Поддерживать нормальные циркадные ритмы во время шотландской зимы не проще, чем во время антарктической. Исследование, которое я провел в Антарктике, показало, что лампы синего света немного улучшают качество сна, но они так и не помогли нашей маленькой группе придерживаться 24-часового дня.
Лучшие способы борьбы с зимней тоской, поддержания циркадных ритмов и избавления от джетлага остаются одинаковыми, в каком бы уголке мира вы ни находились: придерживайтесь распорядка дня, ешьте здоровую пищу, ежедневно делайте зарядку и, что самое важное, старайтесь как можно больше находиться при естественном освещении в течение дня (естественный свет обычно значительно ярче искусственного). Находясь в Антарктике, где я день за днем катался на лыжах под небом таким же огромным и темным, как расширенный зрачок, я был благодарен метеорам и северному сиянию, фазам луны и бесконечным звездам.
Вправление костей: алгебра исцеления
Лечить переломы несложно, и этим занимается практически каждый врач.
Через год после возвращения из Антарктики я полетел в Западную Африку, чтобы больше узнать о работе моего друга Стивена, педиатра. Он проводил исследование на тему недоедания и заведовал сельской клиникой недалеко от границы Гамбии с Сенегалом. В клинике обслуживалось немногочисленное деревенское население и велась стандартная работа: лечение небольших травм и инфекций, ведение беременности, рекомендации по питанию. Там нельзя было сделать рентген, а запас лекарств был совсем маленьким. Каждое утро, завтракая, я наблюдал за очередью, которая начиналась у входной двери в клинику, растягивалась по тенистой тропинке и заканчивалась под окружавшими территорию деревьями. В то время мне было мало известно о сельской медицине в тропиках, но я надеялся многому научиться.
Стоял апрель, самый жаркий месяц года, и температура была выше 40°C. В наиболее жаркое время дня работать было невозможно: не шевелясь, я лежал в гамаке, натянутом между двумя деревьями. Обжигающий ветер с Сахары напоминал горячий воздух из духовки: он скорее нагревал кожу, чем охлаждал ее. Всего за год моя кожа прошла через смену температуры почти в 100 градусов: в Антарктике было минус пятьдесят, а в Африке – плюс сорок. Стервятники сидели в пыли, расправив крылья, чтобы охладиться; точно так же делали пингвины, когда температура в Антарктике приближалась к отметке, при которой лед начинает таять.

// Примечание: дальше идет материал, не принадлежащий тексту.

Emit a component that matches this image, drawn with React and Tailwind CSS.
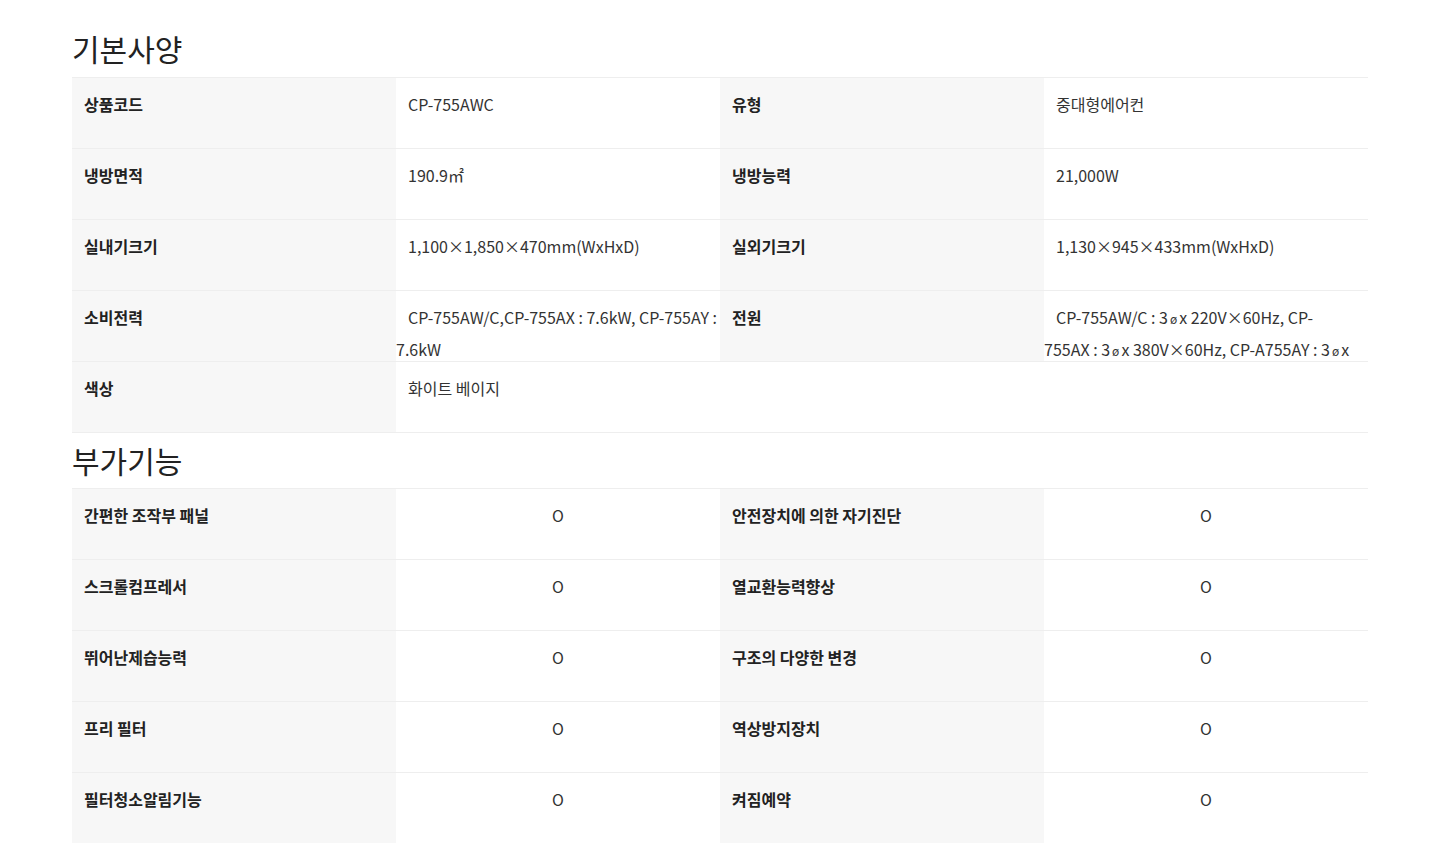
const basicSpecs = [
  ['상품코드', 'CP-755AWC', '유형', '중대형에어컨'],
  ['냉방면적', '190.9㎡', '냉방능력', '21,000W'],
  ['실내기크기', '1,100×1,850×470mm(WxHxD)', '실외기크기', '1,130×945×433mm(WxHxD)'],
  [
    '소비전력',
    'CP-755AW/C,CP-755AX : 7.6kW, CP-755AY : 7.6kW',
    '전원',
    ['CP-755AW/C : 3øx 220V×60Hz, CP-', '755AX : 3øx 380V×60Hz, CP-A755AY : 3øx 380V×60Hz'],
  ],
  ['색상', '화이트 베이지', null, null],
];

const extraFeatures = [
  ['간편한 조작부 패널', '안전장치에 의한 자기진단'],
  ['스크롤컴프레서', '열교환능력향상'],
  ['뛰어난제습능력', '구조의 다양한 변경'],
  ['프리 필터', '역상방지장치'],
  ['필터청소알림기능', '켜짐예약'],
];

// the phase mark is set small in the original
function fmt(text) {
  return text.split('ø').flatMap((part, i) =>
    i === 0
      ? [part]
      : [<span key={i} className="text-[12px] leading-none px-[2px]">ø</span>, part]
  );
}

function Label({ children }) {
  return (
    <div className="bg-[#f7f7f7] px-3 pt-[10px] font-bold text-[#222] overflow-hidden">
      {children}
    </div>
  );
}

function Value({ children, center }) {
  if (center) {
    return <div className="pt-[10px] text-center text-[#333] overflow-hidden">{children}</div>;
  }
  const lines = Array.isArray(children) ? children : children ? [children] : [];
  return (
    <div className="pt-[10px] text-[#333] overflow-hidden">
      {lines.length > 0 && (
        <span className="pl-3">
          {lines.map((line, i) => (
            <span key={i}>
              {i > 0 && <br />}
              {fmt(line)}
            </span>
          ))}
        </span>
      )}
    </div>
  );
}

function Title({ children, first }) {
  return (
    <h2
      className={`${first ? 'pt-[20px] h-[57px] leading-[57px]' : 'h-[55px] leading-[55px]'} box-content text-[30px] text-[#222] font-normal`}
    >
      {children}
    </h2>
  );
}

export default function App() {
  return (
    <div
      className="bg-white min-h-screen text-[16px] leading-[32px]"
      style={{ fontFamily: '"Noto Sans CJK KR", "Noto Sans", sans-serif' }}
    >
      <div className="max-w-[1296px] mx-auto">
        <Title first>기본사양</Title>
        <div className="border-b border-[#eeeeee]">
          {basicSpecs.map(([l1, v1, l2, v2]) => (
            <div key={l1} className="grid grid-cols-4 h-[71px] border-t border-[#eeeeee]">
              <Label>{l1}</Label>
              <Value>{v1}</Value>
              {l2 ? <Label>{l2}</Label> : <div />}
              <Value>{v2}</Value>
            </div>
          ))}
        </div>

        <Title>부가기능</Title>
        <div className="border-b border-[#eeeeee]">
          {extraFeatures.map(([l1, l2]) => (
            <div key={l1} className="grid grid-cols-4 h-[71px] border-t border-[#eeeeee]">
              <Label>{l1}</Label>
              <Value center>O</Value>
              <Label>{l2}</Label>
              <Value center>O</Value>
            </div>
          ))}
        </div>
      </div>
    </div>
  );
}
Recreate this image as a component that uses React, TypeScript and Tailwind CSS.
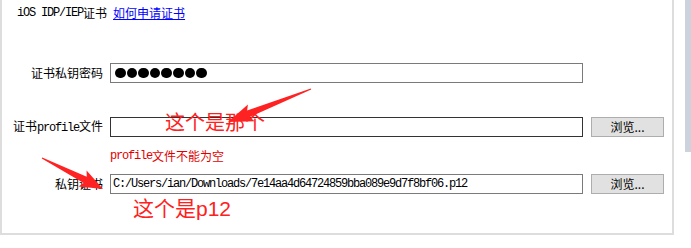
import React from "react";

const cjk = "font-['Noto_Sans_CJK_SC',sans-serif]";
const lat = "font-['Liberation_Mono',monospace] text-[12px] tracking-[-1.2px]";

// polygon for a screenshot-tool style arrow, tail -> tip
function arrow(tx: number, ty: number, hx: number, hy: number, head = 22, wing = 8, shaft = 3) {
  const dx = hx - tx;
  const dy = hy - ty;
  const len = Math.hypot(dx, dy);
  const ux = dx / len;
  const uy = dy / len;
  const nx = -uy;
  const ny = ux;
  const bx = hx - ux * head;
  const by = hy - uy * head;
  const wx = hx - ux * (head + 3);
  const wy = hy - uy * (head + 3);
  const p = [
    [tx + nx * 0.5, ty + ny * 0.5],
    [bx + nx * shaft, by + ny * shaft],
    [wx + nx * wing, wy + ny * wing],
    [hx, hy],
    [wx - nx * wing, wy - ny * wing],
    [bx - nx * shaft, by - ny * shaft],
    [tx - nx * 0.5, ty - ny * 0.5],
  ];
  return p.map((q) => q.join(",")).join(" ");
}

const Label: React.FC<{ children: React.ReactNode }> = ({ children }) => (
  <div className={`w-[101px] text-right text-[12px] text-black ${cjk}`}>{children}</div>
);

const Browse: React.FC = () => (
  <button className={`ml-[8px] w-[73px] h-[20px] border border-[#adadad] bg-[#e1e1e1] text-[12px] text-black ${cjk}`}>
    浏览...
  </button>
);

const App: React.FC = () => {
  return (
    <div className="relative w-[691px] h-[248px] bg-white flex overflow-hidden">
      {/* panel */}
      <div className="w-[674px] h-[235px] border-l-2 border-r-2 border-b-2 border-[#dddddd] flex flex-col">
        <div className="mt-[6px] h-[14px] pl-[15px] flex items-center text-[12px] text-black">
          <span className={lat}>iOS IDP/IEP</span>
          <span className={cjk}>证书</span>
          <a className={`ml-[6px] text-[#0000ff] underline ${cjk}`} href="#">
            如何申请证书
          </a>
        </div>

        <div className="mt-[43px] h-[20px] flex items-center">
          <Label>证书私钥密码</Label>
          <div className="ml-[7px] w-[473px] h-[20px] border border-[#7a7a7a] flex items-center gap-[1px] pl-[4px]">
            {Array.from({ length: 8 }).map((_, i) => (
              <span key={i} className="w-[10.6px] h-[10.6px] rounded-full bg-black" />
            ))}
          </div>
        </div>

        <div className="mt-[34px] h-[20px] flex items-center">
          <Label>
            证书<span className={lat}>profile</span>文件
          </Label>
          <div className="ml-[7px] w-[473px] h-[20px] border border-[#333333]" />
          <Browse />
        </div>

        <div className="mt-[12px] h-[14px] pl-[108px] flex items-center text-[12px] text-[#e00000]">
          <span className={lat}>profile</span>
          <span className={cjk}>文件不能为空</span>
        </div>

        <div className="mt-[11px] h-[20px] flex items-center">
          <Label>私钥证书</Label>
          <div className={`ml-[7px] w-[473px] h-[20px] border border-[#7a7a7a] flex items-center pl-[2px] text-black ${lat}`}>
            C:/Users/ian/Downloads/7e14aa4d64724859bba089e9d7f8bf06.p12
          </div>
          <Browse />
        </div>
      </div>

      {/* scrollbar strip */}
      <div className="ml-[11px] w-[6px] h-[152px] bg-[#cdd3dd]" />

      {/* annotations */}
      <div className={`absolute left-[165px] top-[108px] text-[20px] leading-[28px] text-[#ff2020] ${cjk}`}>这个是那个</div>
      <div className={`absolute left-[133px] top-[193px] text-[21px] leading-[28px] text-[#ff2020] ${cjk}`}>
        这个是<span className="font-['Liberation_Sans',sans-serif]">p12</span>
      </div>
      <svg className="absolute left-0 top-0 pointer-events-none" width="691" height="248">
        <polygon points={arrow(311, 89, 228, 122, 22, 9, 3.5)} fill="#ff2222" />
        <polygon points={arrow(42, 158, 103, 189, 20, 9, 3.5)} fill="#ff2222" />
      </svg>
    </div>
  );
};

export default App;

Солнце садилось так быстро, что вечер пролетал незаметно, но, когда работа клиники заканчивалась и температура становилась терпимой, я прогуливался по деревне. Хотя иногда она казалась изолированной – после пяти вечера сигнал сотовой связи пропадал, а подключиться к интернету было практически невозможно, – в ней были намеки на большой мир. В одной из земляных хижин располагалась пекарня: когда с побережья привозили муку, из трубы начинал идти дым, и я знал, что вот-вот начнут продаваться французские багеты. В деревне был небольшой магазин, принадлежавший мавританскому торговцу, там продавались фонарики и ведра из Китая. Эти товары привозили ливанские купцы, которые еще 100 лет назад обосновались на побережье Атлантического океана. Во время работы торговец слушал ВВС на арабском.
Если у меня было время, я направлялся к реке: шел мимо раскидистого мангового дерева, заходил на баобабовую аллею и продвигался через заросли желтого тростника с человеческий рост. За тростником были квадраты растрескавшейся сухой почвы (в сезон дождей там выращивали рис), чуть поодаль простирался берег, а вдалеке виднелась коричневая гладь реки. Я вырос по соседству с надежными реками Северной Европы, а эта река была абсолютно другой: соленой и непредсказуемой, полной жирной грязи и подпитываемой непостоянными дождями, приходившими с Сахары. Двоякодышащие рыбы прятались в ямки при моем приближении и тяжело дышали. Казалось, это была земля неожиданности и непредсказуемости.